As a support to its general strategy for a sustainable management of greenhouse gases, Eni continued its programs for the development of natural gas in Italy and outside Italy, by means of technologically advanced projects such as the Blue Stream gas pipeline from Russia to Turkey and the GreenStream pipeline from Libya to Sicily. Increased gas availability in Italy will lead to a further expansion of the gas-power integration, through high efficiency combined cycles with much lower carbon dioxide emissions than coal and liquid fuels.
In the medium-term, work is underway on the separation of carbon dioxide and its permanent storage in geologic reservoirs, a part of the CO2 Capture Project, an international R&D program carried out in conjunction with other oil companies. In the long-term, Eni is actively engaged in the political process regarding future emission reduction regulations. In particular Eni is involved in bioenergy and biofuels.

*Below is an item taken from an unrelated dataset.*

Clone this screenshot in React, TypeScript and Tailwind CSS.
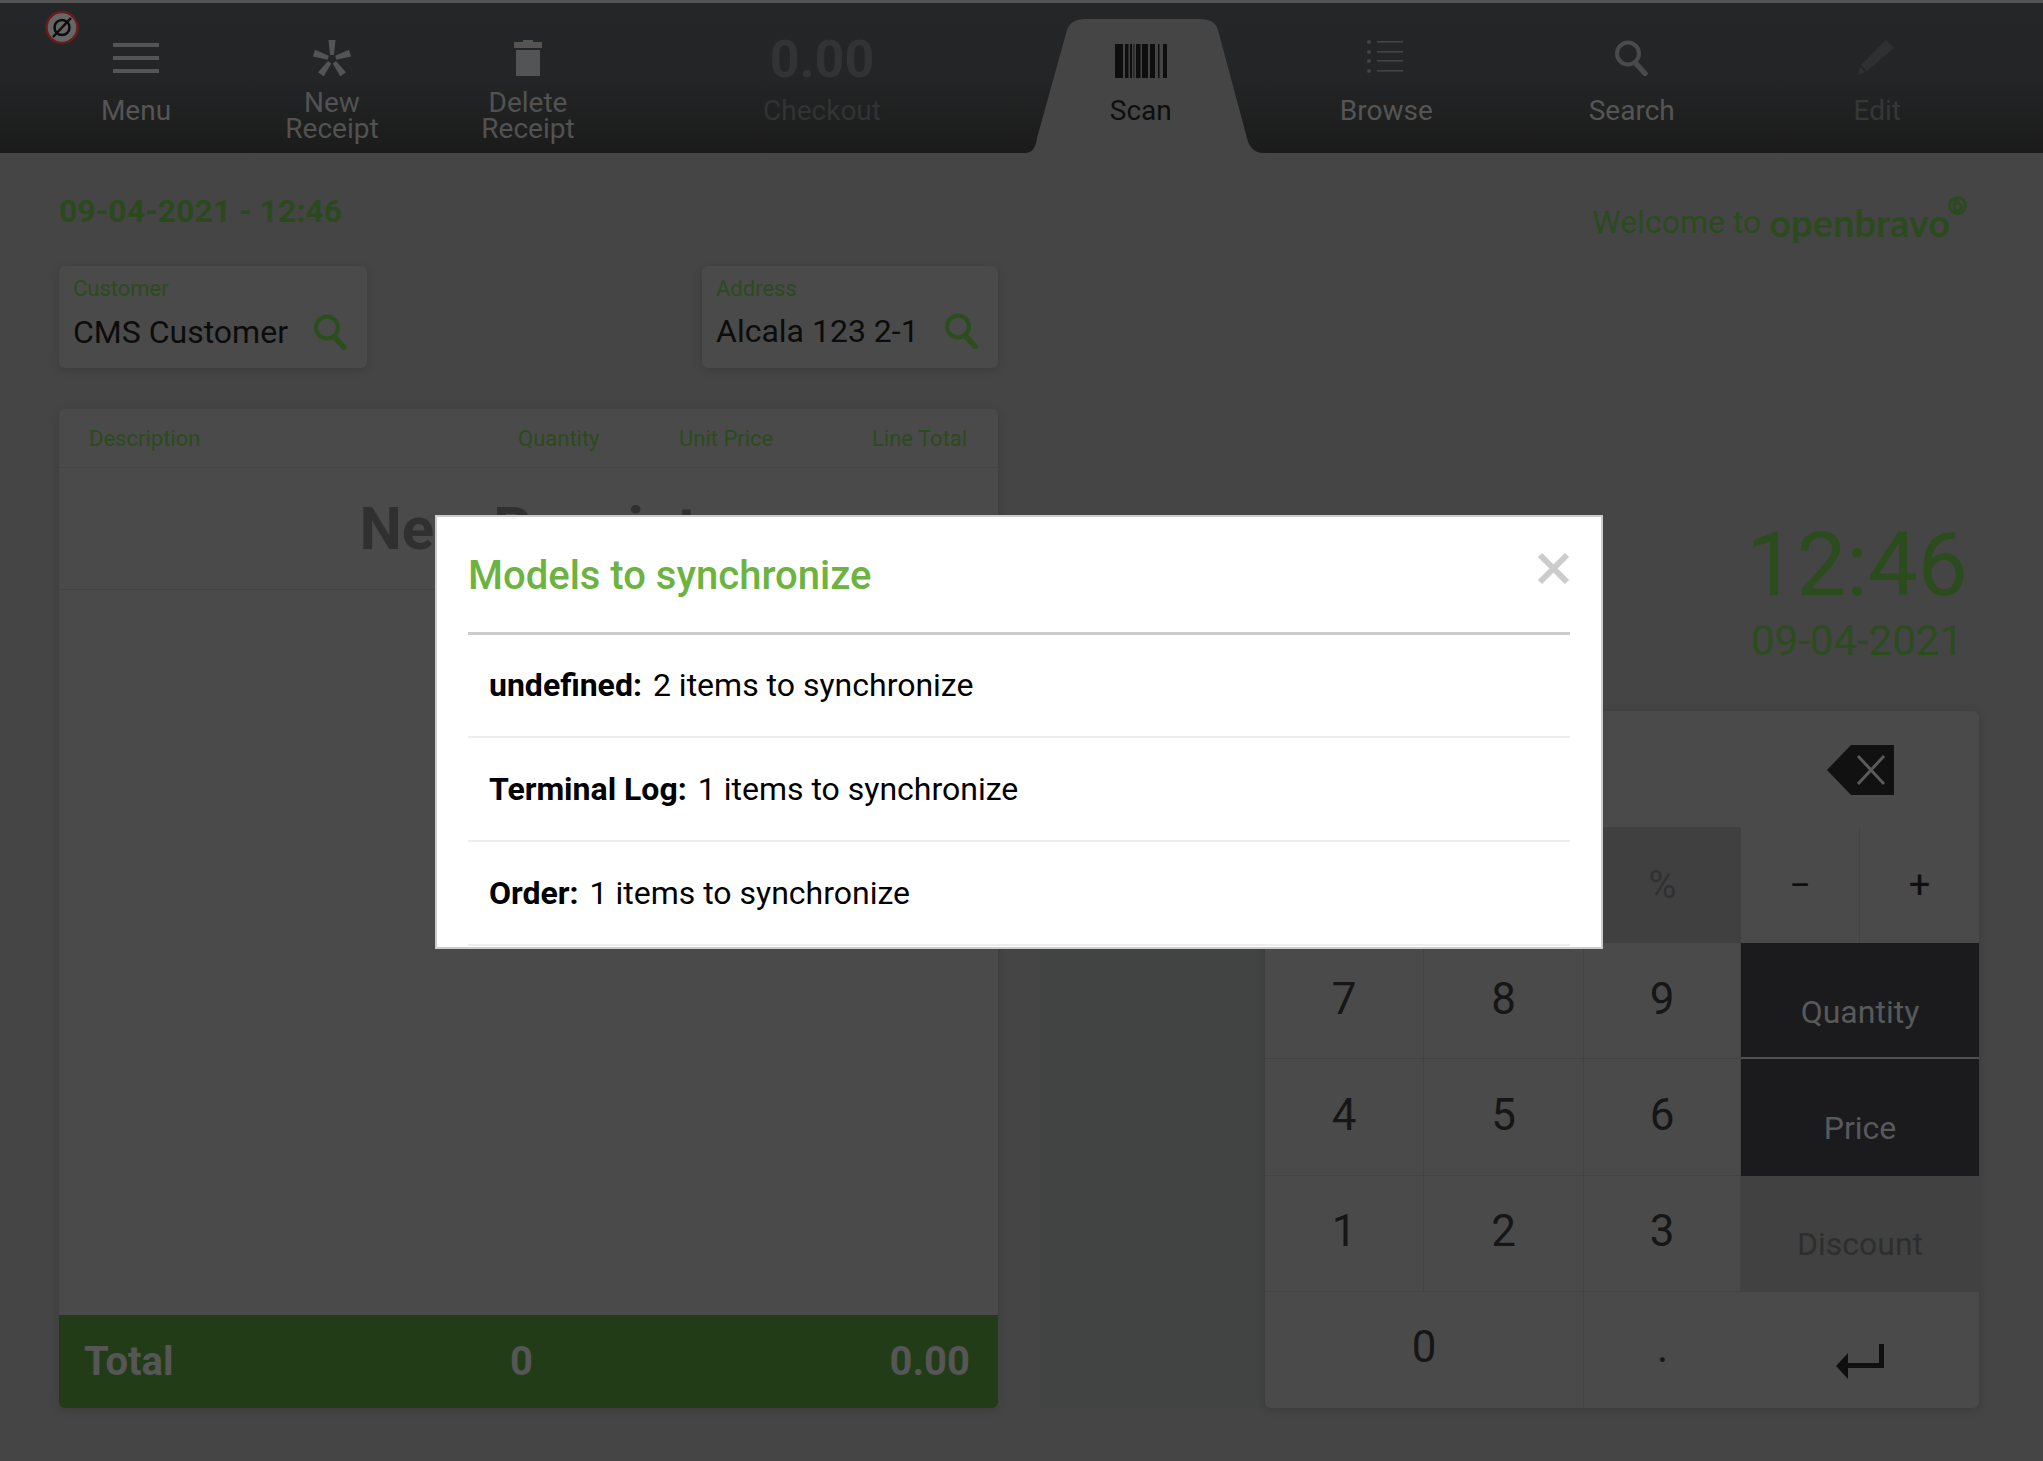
import type { ReactNode } from 'react'

function MenuIcon() {
  return (
    <div className="flex h-[36px] w-[46px] flex-col justify-between py-[3px]">
      <div className="h-[4px] bg-[#555555]" />
      <div className="h-[4px] bg-[#555555]" />
      <div className="h-[4px] bg-[#555555]" />
    </div>
  )
}

function AsteriskIcon() {
  return (
    <svg width="38" height="36" viewBox="0 0 38 36" fill="#545454">
      {[0, 72, 144, 216, 288].map((a) => (
        <polygon key={a} points="15.5,0 22.5,0 21,15 17,15" transform={`rotate(${a} 19 19)`} />
      ))}
    </svg>
  )
}

function TrashIcon() {
  return (
    <svg width="30" height="36" viewBox="0 0 30 36" fill="#545454">
      <path d="M10 0h10v2h9v6H1V2h9z" />
      <rect x="3" y="10" width="24" height="26" />
    </svg>
  )
}

function BarcodeIcon() {
  const bars = [
    [0, 8], [10, 3.5], [15, 2], [18.5, 0.8], [21, 4.5], [27, 6], [35, 5], [43, 1.5], [48, 4],
  ]
  return (
    <svg className="mt-[6px]" width="52" height="34" viewBox="0 0 52 34" fill="#0e0e0e">
      {bars.map(([x, w]) => (
        <rect key={x} x={x} y="0" width={w} height="34" />
      ))}
    </svg>
  )
}

function ListIcon() {
  return (
    <svg width="40" height="36" viewBox="0 0 40 36" fill="#444444">
      {[2, 12, 21, 31].map((y) => (
        <g key={y}>
          <circle cx="3" cy={y} r="2" />
          <rect x="11" y={y - 1} width="26" height="1.6" />
        </g>
      ))}
    </svg>
  )
}

function SearchIcon({ color, size }: { color: string; size: number }) {
  return (
    <svg width={size} height={size} viewBox="0 0 36 36" fill="none" stroke={color}>
      <circle cx="14" cy="13.5" r="11" strokeWidth="4" />
      <path d="M21.5 23L31 33.5" strokeWidth="5.5" strokeLinecap="round" />
    </svg>
  )
}

function PencilIcon() {
  return (
    <svg width="38" height="36" viewBox="0 0 38 36" fill="#303030">
      <path d="M28 0L36 8 9 31 3 25Z" />
      <path d="M2 27L7 32 0 35Z" />
    </svg>
  )
}

function ToolButton({ icon, label, labelClass }: { icon: ReactNode; label: ReactNode; labelClass: string }) {
  return (
    <div className="relative flex h-full flex-col items-center pt-[37px]">
      <div className="flex h-[36px] items-center justify-center">{icon}</div>
      <div className={`text-center text-[28px] leading-[26px] ${labelClass}`}>{label}</div>
    </div>
  )
}

function Toolbar() {
  return (
    <div className="relative mt-[3px] flex h-[150px] bg-gradient-to-b from-[#252627] via-[#242526] to-[#1b1b1b] pl-[38px] pr-[43px]">
      {/* connection badge */}
      <svg className="absolute left-[45px] top-[7px]" width="34" height="35" viewBox="0 0 34 35" fill="none">
        <circle cx="17" cy="17.5" r="15.5" fill="#666666" stroke="#6a1c1c" strokeWidth="2.5" />
        <circle cx="17" cy="17.5" r="7.5" stroke="#0c0c0c" strokeWidth="2.5" />
        <path d="M8 27L26 8" stroke="#0c0c0c" strokeWidth="2.5" />
      </svg>

      <div className="grid w-[980px] grid-cols-5">
        <ToolButton icon={<MenuIcon />} label="Menu" labelClass="mt-[22px] text-[#555555]" />
        <ToolButton icon={<AsteriskIcon />} label={<>New<br />Receipt</>} labelClass="mt-[14px] text-[#525252]" />
        <ToolButton icon={<TrashIcon />} label={<>Delete<br />Receipt</>} labelClass="mt-[14px] text-[#525252]" />
        <div className="col-span-2">
          <ToolButton
            icon={<span className="pt-[3px] text-[52px] font-bold leading-[36px] text-[#323334]">0.00</span>}
            label="Checkout"
            labelClass="mt-[22px] text-[#323334]"
          />
        </div>
      </div>

      <div className="grid flex-1 grid-cols-4">
        <div className="relative">
          <svg className="absolute left-[7px] top-[16px]" width="238" height="134" viewBox="0 0 238 134" fill="#454545">
            <path d="M0 134C7 134 11 128 12 119L42 11Q46 0 60 0L175 0Q190 0 193 11L222 119C224 128 230 134 238 134Z" />
          </svg>
          <ToolButton icon={<BarcodeIcon />} label="Scan" labelClass="mt-[22px] text-[#0e0e0e]" />
        </div>
        <ToolButton icon={<ListIcon />} label="Browse" labelClass="mt-[22px] text-[#555555]" />
        <ToolButton icon={<SearchIcon color="#4a4a4a" size={36} />} label="Search" labelClass="mt-[22px] text-[#555555]" />
        <ToolButton icon={<PencilIcon />} label="Edit" labelClass="mt-[22px] text-[#363636]" />
      </div>
    </div>
  )
}

function FieldBox({ label, value, width, valueClass }: { label: string; value: string; width: string; valueClass: string }) {
  return (
    <div className={`flex h-[102px] flex-col rounded-[6px] bg-[#4a4a4a] pl-[14px] pr-[18px] pt-[10px] shadow-[0_2px_8px_rgba(0,0,0,0.15)] ${width}`}>
      <div className="text-[22px] leading-[26px] text-[#2b4b1e]">{label}</div>
      <div className={`flex items-center justify-between ${valueClass}`}>
        <span className="text-[32px] leading-[40px] text-[#0c0c0c]">{value}</span>
        <SearchIcon color="#2b4f1c" size={36} />
      </div>
    </div>
  )
}

function ReceiptTable() {
  return (
    <div className="mt-[41px] flex flex-1 flex-col overflow-hidden rounded-[6px] bg-[#4a4a4a] shadow-[0_2px_8px_rgba(0,0,0,0.15)]">
      <div className="flex h-[59px] items-center border-b border-[#434343] text-[22px] text-[#2b4b1e]">
        <span className="ml-[30px] w-[429px]">Description</span>
        <span className="w-[161px]">Quantity</span>
        <span className="w-[193px]">Unit Price</span>
        <span>Line Total</span>
      </div>
      <div className="flex h-[122px] items-center justify-center border-b border-[#434343] text-[60px] font-bold text-[#303030]">
        New Receipt
      </div>
      <div className="flex-1" />
      <div className="flex h-[93px] items-center bg-[#233c18] pl-[25px] pr-[28px] text-[40px] font-bold text-[#565656]">
        <span className="w-[426px]">Total</span>
        <span className="flex-1">0</span>
        <span>0.00</span>
      </div>
    </div>
  )
}

function BackspaceIcon() {
  return (
    <svg width="67" height="50" viewBox="0 0 67 50">
      <path d="M24 0H67V50H24L0 25Z" fill="#111111" />
      <path d="M31 11L57 39M57 11L31 39" stroke="#5a5a5a" strokeWidth="3" fill="none" />
    </svg>
  )
}

function EnterIcon() {
  return (
    <svg width="48" height="36" viewBox="0 0 48 36" fill="#0f0f0f">
      <path d="M43 0h5v24H12v11L0 22 12 9v10h31z" />
    </svg>
  )
}

function Key({ children, className }: { children: ReactNode; className: string }) {
  return <div className={`flex items-center justify-center ${className}`}>{children}</div>
}

function Keypad() {
  const digits = ['7', '8', '9', 'Quantity', '4', '5', '6', 'Price', '1', '2', '3', 'Discount']
  return (
    <div className="grid h-[697px] w-[714px] grid-cols-[159px_160px_157px_238px] grid-rows-6 overflow-hidden rounded-[6px] bg-[#4a4a4a] shadow-[0_2px_8px_rgba(0,0,0,0.15)]">
      <div className="col-span-3" />
      <Key className="pt-[2px]"><BackspaceIcon /></Key>

      <div className="col-span-2" />
      <Key className="bg-[#404040] text-[38px] text-[#303030]">%</Key>
      <div className="grid grid-cols-2 text-[38px] text-[#0f0f0f]">
        <Key className="border-r border-[#434343]">−</Key>
        <Key>+</Key>
      </div>

      {digits.map((d) => {
        if (d === 'Quantity' || d === 'Price') {
          return (
            <Key key={d} className={`bg-[#1b1b1d] text-[32px] text-[#58595a] ${d === 'Quantity' ? 'border-b-2 border-[#505050] pt-[24px]' : 'pt-[21px]'}`}>
              {d}
            </Key>
          )
        }
        if (d === 'Discount') {
          return <Key key={d} className="bg-[#414141] pt-[21px] text-[32px] text-[#2e2e2e]">{d}</Key>
        }
        return (
          <Key key={d} className="border-b border-r border-[#434343] pb-[4px] text-[44px] text-[#161616]">
            {d}
          </Key>
        )
      })}

      <Key className="col-span-2 border-r border-[#434343] pb-[6px] text-[44px] text-[#161616]">0</Key>
      <Key className="pb-[6px] text-[44px] text-[#161616]">.</Key>
      <Key className="pt-[24px]"><EnterIcon /></Key>
    </div>
  )
}

function SyncDialog() {
  const rows = [
    { name: 'undefined:', text: '2 items to synchronize' },
    { name: 'Terminal Log:', text: '1 items to synchronize' },
    { name: 'Order:', text: '1 items to synchronize' },
  ]
  return (
    <div className="absolute left-[435px] top-[515px] w-[1168px] border-[2px] border-[#cccccc] bg-white px-[31px] pb-px">
      <div className="relative flex h-[118px] items-center border-b-[3px] border-[#cccccc]">
        <h2 className="pt-[2px] text-[40px] font-medium text-[#6cb33f]">Models to synchronize</h2>
        <svg className="absolute right-0 top-[35px]" width="33" height="33" viewBox="0 0 33 33">
          <path d="M3 3L30 30M30 3L3 30" stroke="#cccccc" strokeWidth="6" />
        </svg>
      </div>
      <div className="-mt-px">
        {rows.map((row) => (
          <div key={row.name} className="flex h-[104px] items-center gap-[11px] border-b-[2px] border-[#eeeeee] pl-[21px] text-[32px] text-black">
            <b className="font-bold">{row.name}</b>
            <span>{row.text}</span>
          </div>
        ))}
      </div>
    </div>
  )
}

export default function App() {
  return (
    <div className="relative h-[1461px] overflow-hidden bg-[#454545] font-['Roboto',sans-serif]">
      <div className="absolute inset-x-0 top-0 h-[3px] bg-[#555555]" />
      <Toolbar />

      <div className="flex h-[1308px] pb-[53px] pl-[59px] pr-[64px]">
        {/* left column */}
        <div className="flex w-[939px] flex-col">
          <div className="mt-[38px] text-[32px] font-bold leading-[40px] text-[#2a4a1d]">09-04-2021 - 12:46</div>
          <div className="mt-[35px] flex justify-between">
            <FieldBox label="Customer" value="CMS Customer" width="w-[308px]" valueClass="pt-[10px]" />
            <FieldBox label="Address" value="Alcala 123 2-1" width="w-[296px]" valueClass="pt-[9px]" />
          </div>
          <ReceiptTable />
        </div>

        {/* right column */}
        <div className="ml-[42px] flex flex-1 flex-col">
          <div className="relative mt-[44px] flex h-[50px] items-center justify-end pr-[29px] text-[#2b4b1e]">
            <span className="text-[32px]">Welcome to</span>
            <span className="ml-[8px] font-['Lato',sans-serif] text-[38px] font-bold leading-none">openbravo</span>
            <svg className="absolute right-[12px] top-[-1px]" width="19" height="19" viewBox="0 0 19 19" fill="none" stroke="#2b4b1e" strokeWidth="3">
              <circle cx="9.5" cy="9.5" r="8" />
              <circle cx="9.5" cy="11" r="3.5" />
              <path d="M6 10C6 7 7 5 10 4" />
            </svg>
          </div>
          <div className="mr-[3px] mt-[268px] flex w-[238px] flex-col items-center self-end text-[#2b4d1e]">
            <div className="text-[89px] leading-[100px]">12:46</div>
            <div className="mt-[1px] text-[42px] leading-[50px]">09-04-2021</div>
          </div>
          <div className="mt-auto flex">
            <div className="mt-auto h-[696px] w-[225px] bg-[#424444]" />
            <Keypad />
          </div>
        </div>
      </div>

      <SyncDialog />
    </div>
  )
}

Regulation of Enis Businesses
The matters regarding the effects of recent or proposed changes in Italian legislation and regulations or EU directives discussed below and elsewhere herein are forward-looking statements and involve risks and uncertainties that could cause the actual results to differ materially from those in such forward-looking statements. Such risks and uncertainties include the precise manner of the interpretation or implementation of such legal and regulatory changes or proposals, which may be affected by political and other developments.
Enis exploration and production activities are conducted in many countries and are therefore subject to a broad range of legislation and regulations. These cover virtually all aspects of exploration and production activities, including matters such as license acquisition, production rates, royalties, pricing, environmental protection, export, taxes and foreign exchange. The terms and conditions of the leases, licenses and contracts under which these oil and gas interests are held vary from country to country. These leases, licenses and contracts are generally granted by or entered into with a government entity or state company and are sometimes entered into with private property owners. These arrangements usually take the form of licenses or production sharing agreements. See "Regulation of the Italian Hydrocarbons Industry" and "Environmental Matters" for a description of the specific aspects of the Italian regulation and of environmental regulation concerning Enis exploration and production activities.
Licenses (or concessions) give the holder the right to explore for and exploit a commercial discovery. Under a license, the holder bears the risk of exploration, development and production activities and provides the financing for these operations.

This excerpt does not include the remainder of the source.